▸ TASK GOAL:
Skip the images and return the records below exactly.

(Records with interface code)

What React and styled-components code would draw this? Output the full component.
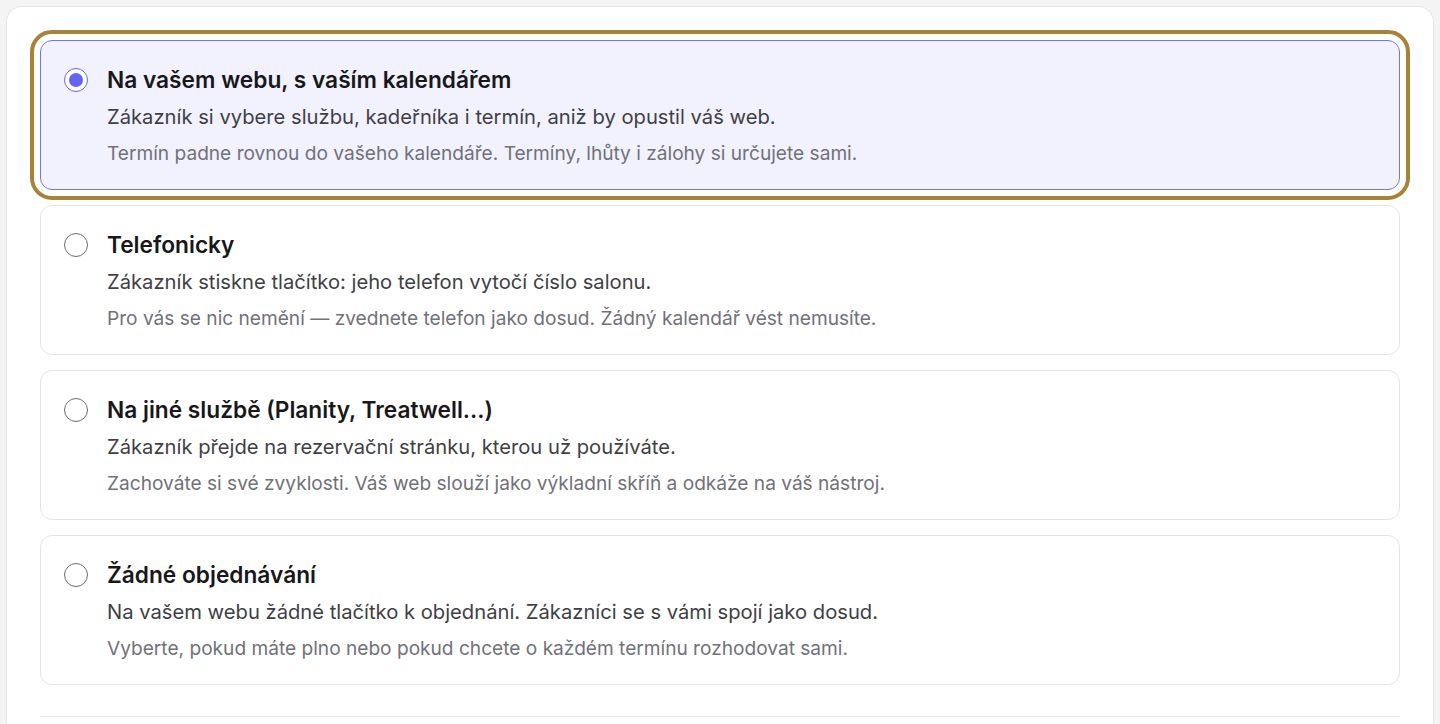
import React, { useState } from "react";
import styled, { createGlobalStyle, css } from "styled-components";

const Global = createGlobalStyle`
  html, body { margin: 0; padding: 0; background: #f4f4f5; }
  body { font-family: Inter, "Noto Sans", sans-serif; -webkit-font-smoothing: antialiased; }
  * { box-sizing: border-box; }
`;

const Page = styled.div`
  padding: 6px 6px 0 6px;
  min-height: 724px;
`;

const Panel = styled.div`
  background: #ffffff;
  border: 1px solid #e7e7e9;
  border-bottom: none;
  border-radius: 16px 16px 0 0;
  padding: 33px 33px 40px 33px;
  min-height: 718px;
`;

const List = styled.div`
  display: flex;
  flex-direction: column;
  gap: 15px;
`;

const Option = styled.label`
  display: flex;
  align-items: flex-start;
  gap: 19px;
  padding: 23px;
  border: 1px solid #e4e4e7;
  border-radius: 12px;
  background: #ffffff;
  cursor: pointer;
  height: 150px;
  ${(p) =>
    p.$selected &&
    css`
      background: #f1f2fe;
      border-color: #7276ee;
      outline: 4px solid #a7833a;
      outline-offset: 6px;
    `}
`;

const Radio = styled.span`
  flex: none;
  width: 24px;
  height: 24px;
  margin-top: 4px;
  border-radius: 50%;
  border: 1.5px solid ${(p) => (p.$checked ? "#6366f1" : "#6b6b73")};
  background: #ffffff;
  display: flex;
  align-items: center;
  justify-content: center;
  &::after {
    content: "";
    width: 14px;
    height: 14px;
    border-radius: 50%;
    background: ${(p) => (p.$checked ? "#6366f1" : "transparent")};
  }
`;

const Texts = styled.div`
  display: flex;
  flex-direction: column;
`;

const Title = styled.div`
  font-size: 22.7px;
  font-weight: 600;
  line-height: 32px;
  color: #18181b;
`;

const Desc = styled.div`
  margin-top: 7px;
  font-size: 20.2px;
  line-height: 28px;
  color: #3f3f46;
`;

const Note = styled.div`
  margin-top: 9px;
  font-size: 19.13px;
  line-height: 26px;
  color: #71717a;
`;

const Divider = styled.div`
  margin-top: 31px;
  height: 1px;
  background: #e4e4e7;
`;

const options = [
  {
    title: "Na vašem webu, s vaším kalendářem",
    desc: "Zákazník si vybere službu, kadeřníka i termín, aniž by opustil váš web.",
    note: "Termín padne rovnou do vašeho kalendáře. Termíny, lhůty i zálohy si určujete sami.",
  },
  {
    title: "Telefonicky",
    desc: "Zákazník stiskne tlačítko: jeho telefon vytočí číslo salonu.",
    note: "Pro vás se nic nemění — zvednete telefon jako dosud. Žádný kalendář vést nemusíte.",
  },
  {
    title: "Na jiné službě (Planity, Treatwell...)",
    desc: "Zákazník přejde na rezervační stránku, kterou už používáte.",
    note: "Zachováte si své zvyklosti. Váš web slouží jako výkladní skříň a odkáže na váš nástroj.",
  },
  {
    title: "Žádné objednávání",
    desc: "Na vašem webu žádné tlačítko k objednání. Zákazníci se s vámi spojí jako dosud.",
    note: "Vyberte, pokud máte plno nebo pokud chcete o každém termínu rozhodovat sami.",
  },
];

export default function App() {
  const [sel, setSel] = useState(0);
  return (
    <>
      <Global />
      <Page>
        <Panel>
          <List>
            {options.map((o, i) => (
              <Option key={i} $selected={sel === i} onClick={() => setSel(i)}>
                <Radio $checked={sel === i} />
                <Texts>
                  <Title>{o.title}</Title>
                  <Desc>{o.desc}</Desc>
                  <Note>{o.note}</Note>
                </Texts>
              </Option>
            ))}
          </List>
          <Divider />
        </Panel>
      </Page>
    </>
  );
}
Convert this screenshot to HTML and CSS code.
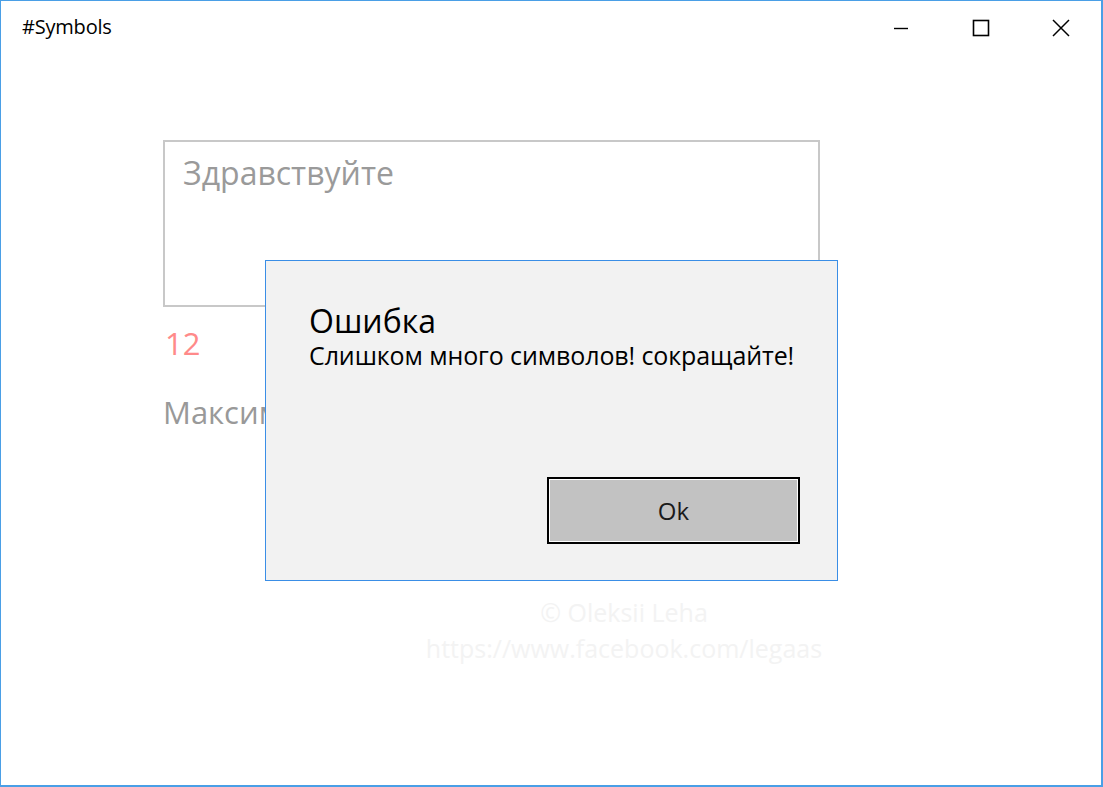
FILE: index.html
```html
<!DOCTYPE html>
<html lang="ru">
<head>
    <meta charset="UTF-8">
    <title>#Symbols</title>
    <link rel="stylesheet" href="styles.css">
</head>
<body>
    <div class="window">
        <!-- Заголовок окна -->
        <div class="titlebar">
            <span class="title">#Symbols</span>
            <div class="controls">
                <span class="ctl">
                    <svg width="16" height="16" viewBox="0 0 16 16"><path d="M1 8.5h14" stroke="#000" stroke-width="1.4" fill="none"/></svg>
                </span>
                <span class="ctl">
                    <svg width="18" height="18" viewBox="0 0 18 18"><rect x="1.5" y="1.5" width="15" height="15" stroke="#000" stroke-width="1.6" fill="none"/></svg>
                </span>
                <span class="ctl">
                    <svg width="18" height="18" viewBox="0 0 18 18"><path d="M1 1L17 17M17 1L1 17" stroke="#000" stroke-width="1.5" fill="none"/></svg>
                </span>
            </div>
        </div>

        <!-- Содержимое -->
        <div class="content">
            <div class="textbox">Здравствуйте</div>
            <div class="counter">12</div>
            <div class="max">Максимум 10 символов</div>
            <div class="credit">
                <div>© Oleksii Leha</div>
                <div>https://www.facebook.com/legaas</div>
            </div>
        </div>

        <!-- Диалог ошибки -->
        <div class="dialog">
            <div class="dlg-title">Ошибка</div>
            <div class="dlg-text">Слишком много символов! сокращайте!</div>
            <div class="dlg-actions">
                <button class="btn">Ok</button>
            </div>
        </div>
    </div>
</body>
</html>
```

FILE: styles.css
```css
html, body {
    margin: 0;
    padding: 0;
    background: #fff;
}
body {
    font-family: "Open Sans", "Noto Sans", sans-serif;
}
.window {
    position: relative;
    width: 1103px;
    height: 787px;
    box-sizing: border-box;
    border: 2px solid #4a9fe6;
    border-top-width: 1px;
    border-left-width: 1px;
    background: #fff;
    overflow: hidden;
}
.titlebar {
    height: 56px;
    display: flex;
    justify-content: space-between;
    align-items: flex-start;
}
.title {
    font-size: 20px;
    color: #000;
    margin: 12px 0 0 21px;
    letter-spacing: -0.2px;
}
.controls {
    display: flex;
}
.ctl {
    width: 80px;
    height: 56px;
    display: flex;
    align-items: center;
    justify-content: center;
}
.ctl svg {
    display: block;
    margin-top: -2px;
}
.content {
    padding: 83px 0 0 162px;
}
.textbox {
    width: 657px;
    height: 167px;
    box-sizing: border-box;
    border: 2px solid #c8c8c8;
    padding: 0 0 0 18px;
    font-size: 32px;
    color: #9a9a9a;
    line-height: 62px;
}
.counter {
    font-size: 31px;
    color: #ff8a8a;
    margin: 16px 0 0 2px;
    line-height: 40px;
}
.max {
    font-size: 31px;
    color: #999;
    margin-top: 29px;
    line-height: 40px;
}
.credit {
    width: 560px;
    margin: 162px 0 0 181px;
    text-align: center;
    color: #f3f3f3;
    font-size: 25px;
    line-height: 36px;
}
.dialog {
    position: absolute;
    left: 264px;
    top: 259px;
    width: 573px;
    height: 321px;
    box-sizing: border-box;
    border: 1px solid #3a8ee6;
    background: #f2f2f2;
    padding: 38px 0 0 43px;
    display: flex;
    flex-direction: column;
}
.dlg-title {
    font-size: 32px;
    color: #000;
    line-height: 44px;
}
.dlg-text {
    font-size: 25px;
    color: #000;
    line-height: 30px;
    margin-top: -3px;
    letter-spacing: -0.1px;
}
.dlg-actions {
    margin-top: auto;
    margin-bottom: 36px;
    display: flex;
    justify-content: flex-end;
    padding-right: 37px;
}
.btn {
    width: 253px;
    height: 67px;
    box-sizing: border-box;
    border: 2px solid #000;
    outline: 1px solid #fff;
    outline-offset: -3px;
    background: #c2c2c2;
    font-family: "Open Sans", "Noto Sans", sans-serif;
    font-size: 24px;
    color: #1a1a1a;
    padding: 0;
}
```
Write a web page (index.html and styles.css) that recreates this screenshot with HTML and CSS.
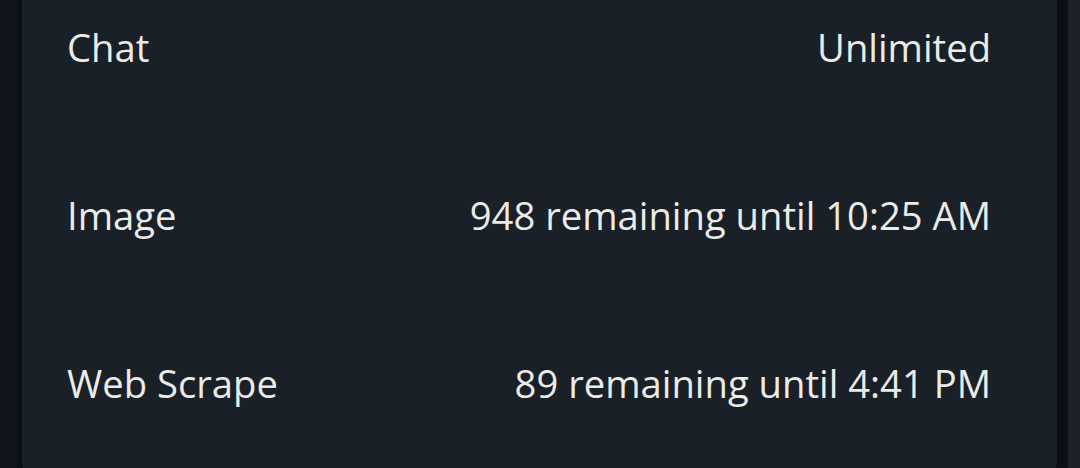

▸ THE ANSWER:
What React and styled-components code would draw this? Output the full component.
import React, { useState } from "react";
import styled, { createGlobalStyle, css } from "styled-components";

const Global = createGlobalStyle`
  html, body { margin: 0; padding: 0; background: #f4f4f5; }
  body { font-family: Inter, "Noto Sans", sans-serif; -webkit-font-smoothing: antialiased; }
  * { box-sizing: border-box; }
`;

const Page = styled.div`
  padding: 6px 6px 0 6px;
  min-height: 724px;
`;

const Panel = styled.div`
  background: #ffffff;
  border: 1px solid #e7e7e9;
  border-bottom: none;
  border-radius: 16px 16px 0 0;
  padding: 33px 33px 40px 33px;
  min-height: 718px;
`;

const List = styled.div`
  display: flex;
  flex-direction: column;
  gap: 15px;
`;

const Option = styled.label`
  display: flex;
  align-items: flex-start;
  gap: 19px;
  padding: 23px;
  border: 1px solid #e4e4e7;
  border-radius: 12px;
  background: #ffffff;
  cursor: pointer;
  height: 150px;
  ${(p) =>
    p.$selected &&
    css`
      background: #f1f2fe;
      border-color: #7276ee;
      outline: 4px solid #a7833a;
      outline-offset: 6px;
    `}
`;

const Radio = styled.span`
  flex: none;
  width: 24px;
  height: 24px;
  margin-top: 4px;
  border-radius: 50%;
  border: 1.5px solid ${(p) => (p.$checked ? "#6366f1" : "#6b6b73")};
  background: #ffffff;
  display: flex;
  align-items: center;
  justify-content: center;
  &::after {
    content: "";
    width: 14px;
    height: 14px;
    border-radius: 50%;
    background: ${(p) => (p.$checked ? "#6366f1" : "transparent")};
  }
`;

const Texts = styled.div`
  display: flex;
  flex-direction: column;
`;

const Title = styled.div`
  font-size: 22.7px;
  font-weight: 600;
  line-height: 32px;
  color: #18181b;
`;

const Desc = styled.div`
  margin-top: 7px;
  font-size: 20.2px;
  line-height: 28px;
  color: #3f3f46;
`;

const Note = styled.div`
  margin-top: 9px;
  font-size: 19.13px;
  line-height: 26px;
  color: #71717a;
`;

const Divider = styled.div`
  margin-top: 31px;
  height: 1px;
  background: #e4e4e7;
`;

const options = [
  {
    title: "Na vašem webu, s vaším kalendářem",
    desc: "Zákazník si vybere službu, kadeřníka i termín, aniž by opustil váš web.",
    note: "Termín padne rovnou do vašeho kalendáře. Termíny, lhůty i zálohy si určujete sami.",
  },
  {
    title: "Telefonicky",
    desc: "Zákazník stiskne tlačítko: jeho telefon vytočí číslo salonu.",
    note: "Pro vás se nic nemění — zvednete telefon jako dosud. Žádný kalendář vést nemusíte.",
  },
  {
    title: "Na jiné službě (Planity, Treatwell...)",
    desc: "Zákazník přejde na rezervační stránku, kterou už používáte.",
    note: "Zachováte si své zvyklosti. Váš web slouží jako výkladní skříň a odkáže na váš nástroj.",
  },
  {
    title: "Žádné objednávání",
    desc: "Na vašem webu žádné tlačítko k objednání. Zákazníci se s vámi spojí jako dosud.",
    note: "Vyberte, pokud máte plno nebo pokud chcete o každém termínu rozhodovat sami.",
  },
];

export default function App() {
  const [sel, setSel] = useState(0);
  return (
    <>
      <Global />
      <Page>
        <Panel>
          <List>
            {options.map((o, i) => (
              <Option key={i} $selected={sel === i} onClick={() => setSel(i)}>
                <Radio $checked={sel === i} />
                <Texts>
                  <Title>{o.title}</Title>
                  <Desc>{o.desc}</Desc>
                  <Note>{o.note}</Note>
                </Texts>
              </Option>
            ))}
          </List>
          <Divider />
        </Panel>
      </Page>
    </>
  );
}
Convert this screenshot to HTML and CSS code.
FILE: index.html
```html
<!DOCTYPE html>
<html lang="ru">
<head>
    <meta charset="UTF-8">
    <title>#Symbols</title>
    <link rel="stylesheet" href="styles.css">
</head>
<body>
    <div class="window">
        <!-- Заголовок окна -->
        <div class="titlebar">
            <span class="title">#Symbols</span>
            <div class="controls">
                <span class="ctl">
                    <svg width="16" height="16" viewBox="0 0 16 16"><path d="M1 8.5h14" stroke="#000" stroke-width="1.4" fill="none"/></svg>
                </span>
                <span class="ctl">
                    <svg width="18" height="18" viewBox="0 0 18 18"><rect x="1.5" y="1.5" width="15" height="15" stroke="#000" stroke-width="1.6" fill="none"/></svg>
                </span>
                <span class="ctl">
                    <svg width="18" height="18" viewBox="0 0 18 18"><path d="M1 1L17 17M17 1L1 17" stroke="#000" stroke-width="1.5" fill="none"/></svg>
                </span>
            </div>
        </div>

        <!-- Содержимое -->
        <div class="content">
            <div class="textbox">Здравствуйте</div>
            <div class="counter">12</div>
            <div class="max">Максимум 10 символов</div>
            <div class="credit">
                <div>© Oleksii Leha</div>
                <div>https://www.facebook.com/legaas</div>
            </div>
        </div>

        <!-- Диалог ошибки -->
        <div class="dialog">
            <div class="dlg-title">Ошибка</div>
            <div class="dlg-text">Слишком много символов! сокращайте!</div>
            <div class="dlg-actions">
                <button class="btn">Ok</button>
            </div>
        </div>
    </div>
</body>
</html>
```

FILE: styles.css
```css
html, body {
    margin: 0;
    padding: 0;
    background: #fff;
}
body {
    font-family: "Open Sans", "Noto Sans", sans-serif;
}
.window {
    position: relative;
    width: 1103px;
    height: 787px;
    box-sizing: border-box;
    border: 2px solid #4a9fe6;
    border-top-width: 1px;
    border-left-width: 1px;
    background: #fff;
    overflow: hidden;
}
.titlebar {
    height: 56px;
    display: flex;
    justify-content: space-between;
    align-items: flex-start;
}
.title {
    font-size: 20px;
    color: #000;
    margin: 12px 0 0 21px;
    letter-spacing: -0.2px;
}
.controls {
    display: flex;
}
.ctl {
    width: 80px;
    height: 56px;
    display: flex;
    align-items: center;
    justify-content: center;
}
.ctl svg {
    display: block;
    margin-top: -2px;
}
.content {
    padding: 83px 0 0 162px;
}
.textbox {
    width: 657px;
    height: 167px;
    box-sizing: border-box;
    border: 2px solid #c8c8c8;
    padding: 0 0 0 18px;
    font-size: 32px;
    color: #9a9a9a;
    line-height: 62px;
}
.counter {
    font-size: 31px;
    color: #ff8a8a;
    margin: 16px 0 0 2px;
    line-height: 40px;
}
.max {
    font-size: 31px;
    color: #999;
    margin-top: 29px;
    line-height: 40px;
}
.credit {
    width: 560px;
    margin: 162px 0 0 181px;
    text-align: center;
    color: #f3f3f3;
    font-size: 25px;
    line-height: 36px;
}
.dialog {
    position: absolute;
    left: 264px;
    top: 259px;
    width: 573px;
    height: 321px;
    box-sizing: border-box;
    border: 1px solid #3a8ee6;
    background: #f2f2f2;
    padding: 38px 0 0 43px;
    display: flex;
    flex-direction: column;
}
.dlg-title {
    font-size: 32px;
    color: #000;
    line-height: 44px;
}
.dlg-text {
    font-size: 25px;
    color: #000;
    line-height: 30px;
    margin-top: -3px;
    letter-spacing: -0.1px;
}
.dlg-actions {
    margin-top: auto;
    margin-bottom: 36px;
    display: flex;
    justify-content: flex-end;
    padding-right: 37px;
}
.btn {
    width: 253px;
    height: 67px;
    box-sizing: border-box;
    border: 2px solid #000;
    outline: 1px solid #fff;
    outline-offset: -3px;
    background: #c2c2c2;
    font-family: "Open Sans", "Noto Sans", sans-serif;
    font-size: 24px;
    color: #1a1a1a;
    padding: 0;
}
```
Write a web page (index.html and styles.css) that recreates this screenshot with HTML and CSS.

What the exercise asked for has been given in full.